Il est à signaler que le droit du travail relevait du conseil du gouvernement pour les modalités d'application jusqu'en 1977.
En 1977, les compétences du territoire ont été élargies et il disposa alors de tout le droit du travail.
La réforme de 1984 a tenté de trouver un nouvel équilibre :
Le droit du travail relève du territoire sauf les principes généraux.
Ainsi la présente convention concernant certaines compétences du territoire devait être adoptée selon une procédure particulière.
Une réforme constitutionnelle est intervenue le 25 juin 1992.
L'article 74 de la Constitution prévoyait : « Les territoires d'outre-mer ont une organisation particulière (). Cette organisation est définie et modifiée par la loi après consultation de l'assemblée intéressée ».
L'article 68 du statut du territoire était une application de cet article.
Mais la nouvelle rédaction de l'article 74 ne doit pas être oubliée.
En effet, depuis le 25 juin 1992, l'article 74 est ainsi rédigé :
« Les statuts des territoires d'outre-mer sont fixés par des lois organiques qui définissent notamment les compétences () après consultation de l'assemblée territoriale intéressée. »
Cette nouvelle rédaction est importante.
Même si cette disposition a été acceptée dans des circonstances particulières (la crainte de l'Union européenne à l'encontre de la spécificité des TOM) et même si le lien de cet amendement avec la réforme en cours avait été critiqué lors des débats par le gouvernement d'alors et la commission des lois de l'Assemblée nationale, cet amendement modifiant l'article 74 de la Constitution a été adopté.
Les TOM craignaient la reprise de certaines de leurs compétences par les directives européennes. Ce dispositif protecteur a donc été instauré.
Ainsi coexistent dorénavant dans notre Constitution deux articles qui semblent s'opposer.
L'article 53 dispose que certains traités ne peuvent être ratifiés qu'en vertu d'une loi.

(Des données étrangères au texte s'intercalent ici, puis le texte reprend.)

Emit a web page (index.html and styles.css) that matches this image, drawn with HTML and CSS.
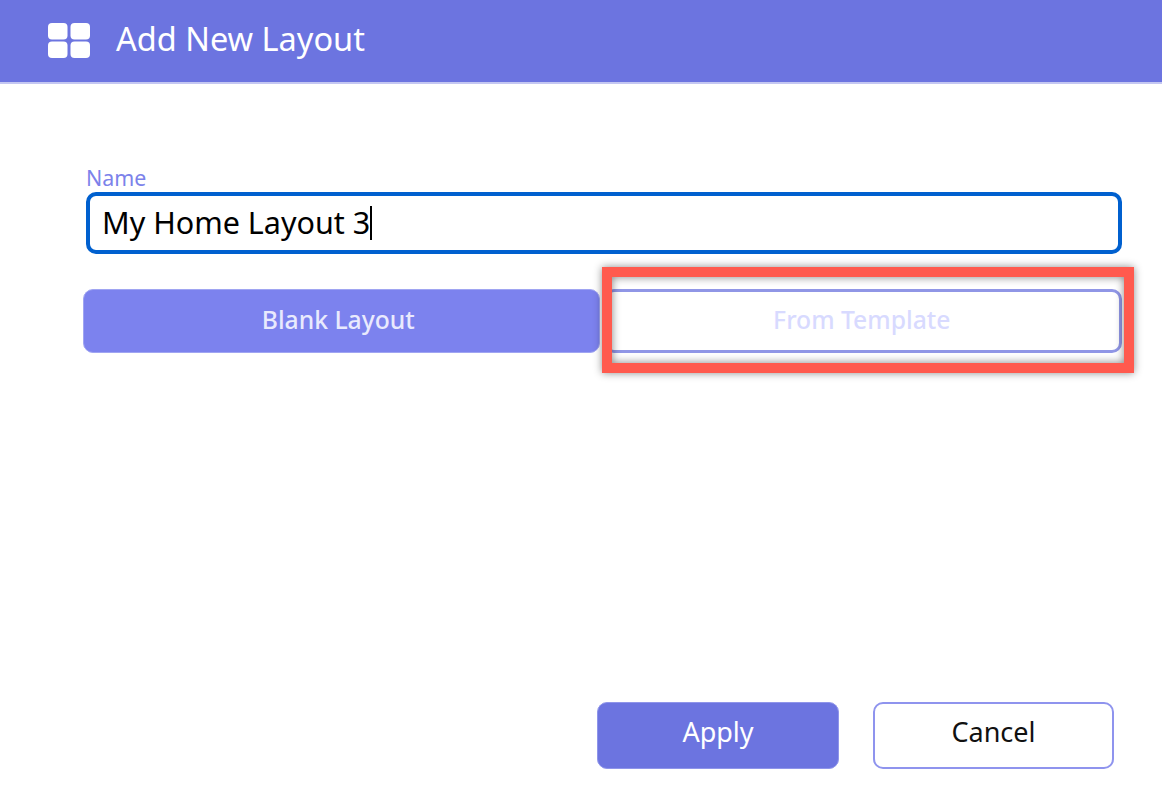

L'article 74 exige une loi organique lorsque les compétences des territoires d'outre-mer sont en cause.
Si un traité tend à enfreindre les compétences statutaires d'un territoire, l'autorisation de ratifier ce traité doit donc faire l'objet d'une loi organique après consultation de l'assemblée territoriale, alors que si les compétences ne sont pas mises en cause il suffira d'une loi ordinaire. Une combinaison des articles 74 et 53 se doit d'être faite.
Le Gouvernement a consulté l'assemblée territoriale le 7 octobre 1992 sur la convention précitée. Celle-ci a donné un avis négatif en novembre 1992.
Cette saisine a été faite sur le fondement du nouvel article 74, le Gouvernement jugeant que les compétences du territoire n'étaient pas remises en cause, tout en faisant référence à l'article 68 du statut.
Cette appréciation est incohérente et inconstitutionnelle.
Ainsi le présent projet de loi est inconstitutionnel, la procédure exigée par la Constitution n'ayant pas été appliquée.